> SET PROBLEM:
Below is a listing to write out in full, exactly as given, without its pictures.

> INFORMATION SUPPLIED:
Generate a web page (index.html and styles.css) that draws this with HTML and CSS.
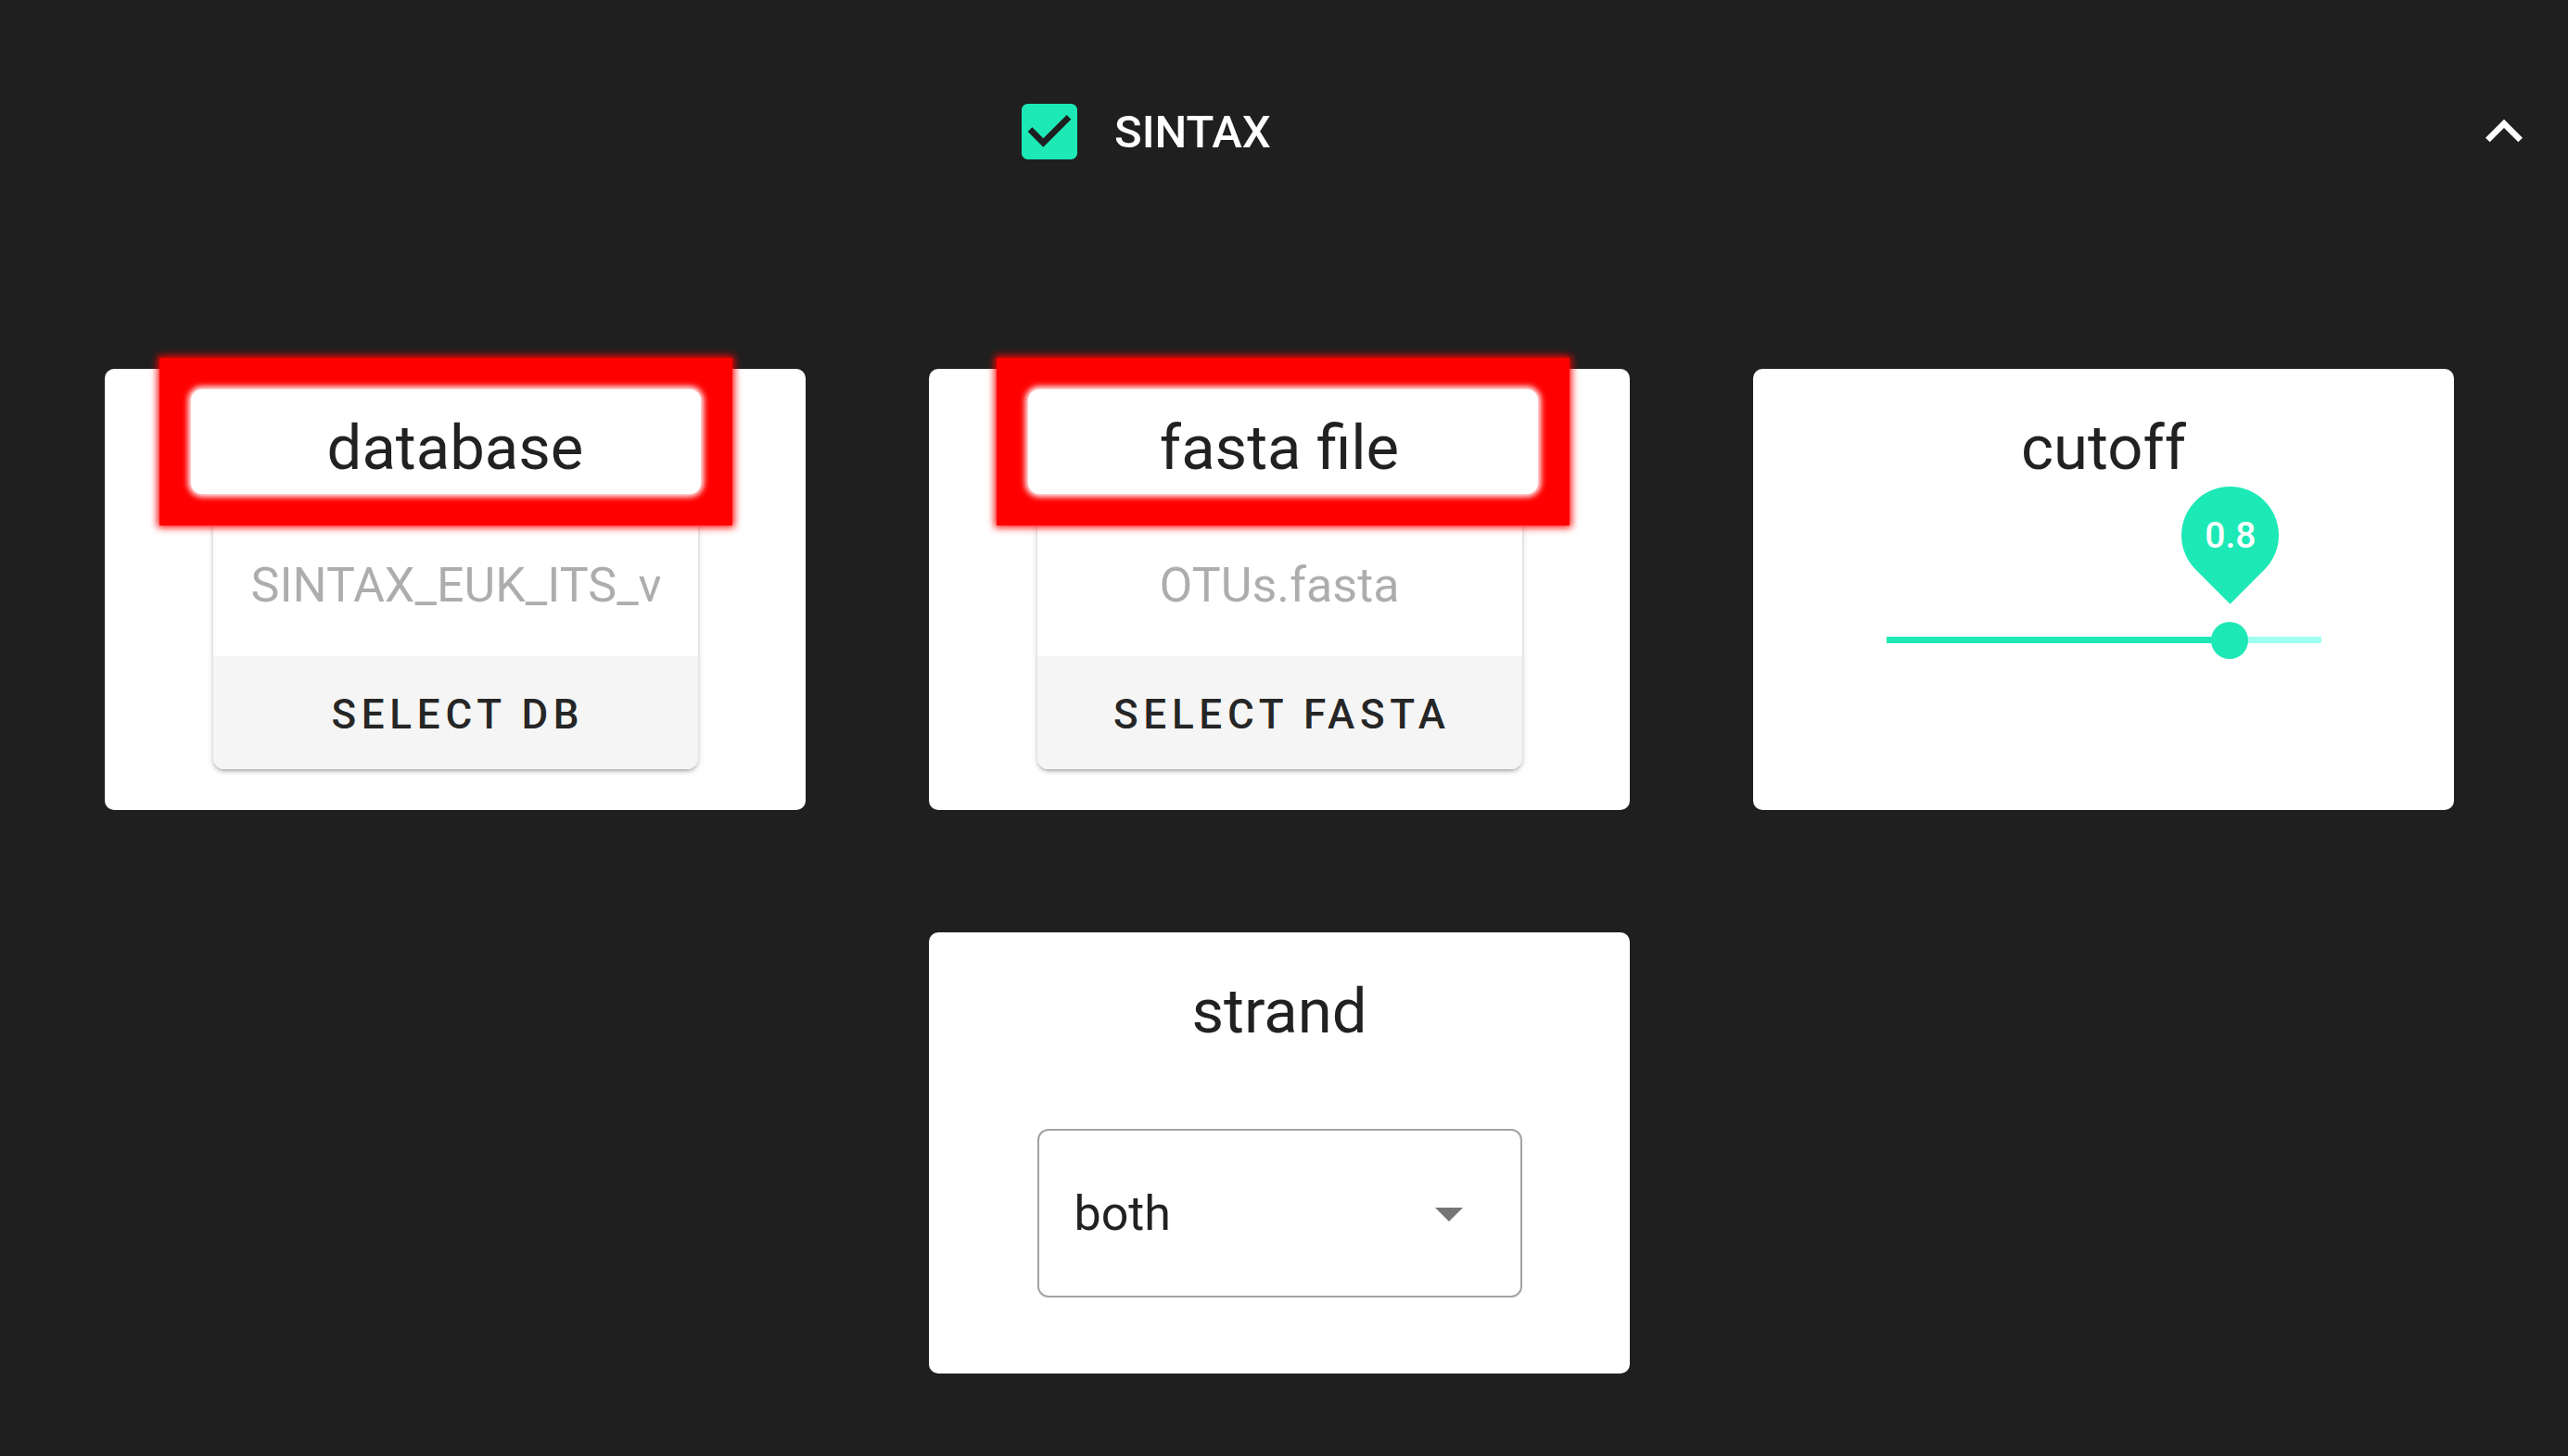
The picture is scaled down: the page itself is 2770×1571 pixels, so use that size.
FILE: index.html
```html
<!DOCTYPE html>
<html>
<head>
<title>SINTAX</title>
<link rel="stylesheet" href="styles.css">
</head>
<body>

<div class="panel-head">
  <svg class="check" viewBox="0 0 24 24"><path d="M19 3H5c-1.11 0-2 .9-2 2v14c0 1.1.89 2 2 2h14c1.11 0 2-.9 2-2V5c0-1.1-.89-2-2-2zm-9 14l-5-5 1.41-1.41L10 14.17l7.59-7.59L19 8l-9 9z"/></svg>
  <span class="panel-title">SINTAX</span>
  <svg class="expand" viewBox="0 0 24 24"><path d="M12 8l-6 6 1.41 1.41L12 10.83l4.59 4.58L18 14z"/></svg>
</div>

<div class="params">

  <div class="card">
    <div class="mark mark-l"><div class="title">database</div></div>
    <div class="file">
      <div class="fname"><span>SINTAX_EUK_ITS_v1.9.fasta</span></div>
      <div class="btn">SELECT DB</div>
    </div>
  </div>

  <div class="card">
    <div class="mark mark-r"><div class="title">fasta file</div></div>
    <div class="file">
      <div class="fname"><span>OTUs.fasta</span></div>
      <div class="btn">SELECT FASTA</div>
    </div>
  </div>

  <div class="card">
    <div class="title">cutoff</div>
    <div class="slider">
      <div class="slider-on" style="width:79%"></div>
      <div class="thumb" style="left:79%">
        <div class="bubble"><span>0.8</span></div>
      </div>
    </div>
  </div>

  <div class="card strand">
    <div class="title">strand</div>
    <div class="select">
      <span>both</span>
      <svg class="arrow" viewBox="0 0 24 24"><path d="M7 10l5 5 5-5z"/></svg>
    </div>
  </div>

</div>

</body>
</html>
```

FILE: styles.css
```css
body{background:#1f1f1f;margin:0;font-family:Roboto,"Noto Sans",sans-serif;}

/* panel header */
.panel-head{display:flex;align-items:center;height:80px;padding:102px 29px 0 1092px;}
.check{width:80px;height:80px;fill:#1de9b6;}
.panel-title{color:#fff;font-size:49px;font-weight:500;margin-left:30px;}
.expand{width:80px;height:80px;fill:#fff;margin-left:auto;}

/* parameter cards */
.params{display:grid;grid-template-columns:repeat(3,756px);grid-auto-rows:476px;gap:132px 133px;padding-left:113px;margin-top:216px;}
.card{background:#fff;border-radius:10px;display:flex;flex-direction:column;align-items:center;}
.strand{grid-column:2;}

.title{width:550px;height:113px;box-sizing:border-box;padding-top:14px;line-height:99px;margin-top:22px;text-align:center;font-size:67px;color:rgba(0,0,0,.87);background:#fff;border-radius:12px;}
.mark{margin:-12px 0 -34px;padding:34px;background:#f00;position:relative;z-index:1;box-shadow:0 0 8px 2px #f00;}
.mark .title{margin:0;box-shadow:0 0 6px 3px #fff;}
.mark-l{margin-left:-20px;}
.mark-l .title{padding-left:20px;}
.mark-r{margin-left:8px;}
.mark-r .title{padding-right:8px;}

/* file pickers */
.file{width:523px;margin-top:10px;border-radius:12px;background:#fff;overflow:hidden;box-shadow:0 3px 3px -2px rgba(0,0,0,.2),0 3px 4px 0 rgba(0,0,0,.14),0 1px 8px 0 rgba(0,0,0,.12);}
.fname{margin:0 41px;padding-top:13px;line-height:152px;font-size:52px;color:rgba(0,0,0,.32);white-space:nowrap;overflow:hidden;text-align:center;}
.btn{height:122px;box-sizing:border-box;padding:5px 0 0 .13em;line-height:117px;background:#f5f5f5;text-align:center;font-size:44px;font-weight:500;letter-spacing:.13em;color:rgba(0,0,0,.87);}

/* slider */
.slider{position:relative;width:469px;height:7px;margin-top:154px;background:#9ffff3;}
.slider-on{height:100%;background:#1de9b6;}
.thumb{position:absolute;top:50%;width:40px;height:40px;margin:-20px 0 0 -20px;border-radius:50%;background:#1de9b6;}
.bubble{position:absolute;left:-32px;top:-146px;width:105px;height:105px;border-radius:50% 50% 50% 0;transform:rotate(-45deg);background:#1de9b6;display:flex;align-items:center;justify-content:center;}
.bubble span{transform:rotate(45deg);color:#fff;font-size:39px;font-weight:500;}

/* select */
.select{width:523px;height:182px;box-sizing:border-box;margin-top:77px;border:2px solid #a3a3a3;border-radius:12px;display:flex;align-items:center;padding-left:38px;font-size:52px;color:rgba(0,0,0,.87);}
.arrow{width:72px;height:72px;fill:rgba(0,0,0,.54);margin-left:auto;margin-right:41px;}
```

> THE SOLUTION:
Generate a web page (index.html and styles.css) that draws this with HTML and CSS.
The picture is scaled down: the page itself is 2770×1571 pixels, so use that size.
FILE: index.html
```html
<!DOCTYPE html>
<html>
<head>
<title>SINTAX</title>
<link rel="stylesheet" href="styles.css">
</head>
<body>

<div class="panel-head">
  <svg class="check" viewBox="0 0 24 24"><path d="M19 3H5c-1.11 0-2 .9-2 2v14c0 1.1.89 2 2 2h14c1.11 0 2-.9 2-2V5c0-1.1-.89-2-2-2zm-9 14l-5-5 1.41-1.41L10 14.17l7.59-7.59L19 8l-9 9z"/></svg>
  <span class="panel-title">SINTAX</span>
  <svg class="expand" viewBox="0 0 24 24"><path d="M12 8l-6 6 1.41 1.41L12 10.83l4.59 4.58L18 14z"/></svg>
</div>

<div class="params">

  <div class="card">
    <div class="mark mark-l"><div class="title">database</div></div>
    <div class="file">
      <div class="fname"><span>SINTAX_EUK_ITS_v1.9.fasta</span></div>
      <div class="btn">SELECT DB</div>
    </div>
  </div>

  <div class="card">
    <div class="mark mark-r"><div class="title">fasta file</div></div>
    <div class="file">
      <div class="fname"><span>OTUs.fasta</span></div>
      <div class="btn">SELECT FASTA</div>
    </div>
  </div>

  <div class="card">
    <div class="title">cutoff</div>
    <div class="slider">
      <div class="slider-on" style="width:79%"></div>
      <div class="thumb" style="left:79%">
        <div class="bubble"><span>0.8</span></div>
      </div>
    </div>
  </div>

  <div class="card strand">
    <div class="title">strand</div>
    <div class="select">
      <span>both</span>
      <svg class="arrow" viewBox="0 0 24 24"><path d="M7 10l5 5 5-5z"/></svg>
    </div>
  </div>

</div>

</body>
</html>
```

FILE: styles.css
```css
body{background:#1f1f1f;margin:0;font-family:Roboto,"Noto Sans",sans-serif;}

/* panel header */
.panel-head{display:flex;align-items:center;height:80px;padding:102px 29px 0 1092px;}
.check{width:80px;height:80px;fill:#1de9b6;}
.panel-title{color:#fff;font-size:49px;font-weight:500;margin-left:30px;}
.expand{width:80px;height:80px;fill:#fff;margin-left:auto;}

/* parameter cards */
.params{display:grid;grid-template-columns:repeat(3,756px);grid-auto-rows:476px;gap:132px 133px;padding-left:113px;margin-top:216px;}
.card{background:#fff;border-radius:10px;display:flex;flex-direction:column;align-items:center;}
.strand{grid-column:2;}

.title{width:550px;height:113px;box-sizing:border-box;padding-top:14px;line-height:99px;margin-top:22px;text-align:center;font-size:67px;color:rgba(0,0,0,.87);background:#fff;border-radius:12px;}
.mark{margin:-12px 0 -34px;padding:34px;background:#f00;position:relative;z-index:1;box-shadow:0 0 8px 2px #f00;}
.mark .title{margin:0;box-shadow:0 0 6px 3px #fff;}
.mark-l{margin-left:-20px;}
.mark-l .title{padding-left:20px;}
.mark-r{margin-left:8px;}
.mark-r .title{padding-right:8px;}

/* file pickers */
.file{width:523px;margin-top:10px;border-radius:12px;background:#fff;overflow:hidden;box-shadow:0 3px 3px -2px rgba(0,0,0,.2),0 3px 4px 0 rgba(0,0,0,.14),0 1px 8px 0 rgba(0,0,0,.12);}
.fname{margin:0 41px;padding-top:13px;line-height:152px;font-size:52px;color:rgba(0,0,0,.32);white-space:nowrap;overflow:hidden;text-align:center;}
.btn{height:122px;box-sizing:border-box;padding:5px 0 0 .13em;line-height:117px;background:#f5f5f5;text-align:center;font-size:44px;font-weight:500;letter-spacing:.13em;color:rgba(0,0,0,.87);}

/* slider */
.slider{position:relative;width:469px;height:7px;margin-top:154px;background:#9ffff3;}
.slider-on{height:100%;background:#1de9b6;}
.thumb{position:absolute;top:50%;width:40px;height:40px;margin:-20px 0 0 -20px;border-radius:50%;background:#1de9b6;}
.bubble{position:absolute;left:-32px;top:-146px;width:105px;height:105px;border-radius:50% 50% 50% 0;transform:rotate(-45deg);background:#1de9b6;display:flex;align-items:center;justify-content:center;}
.bubble span{transform:rotate(45deg);color:#fff;font-size:39px;font-weight:500;}

/* select */
.select{width:523px;height:182px;box-sizing:border-box;margin-top:77px;border:2px solid #a3a3a3;border-radius:12px;display:flex;align-items:center;padding-left:38px;font-size:52px;color:rgba(0,0,0,.87);}
.arrow{width:72px;height:72px;fill:rgba(0,0,0,.54);margin-left:auto;margin-right:41px;}
```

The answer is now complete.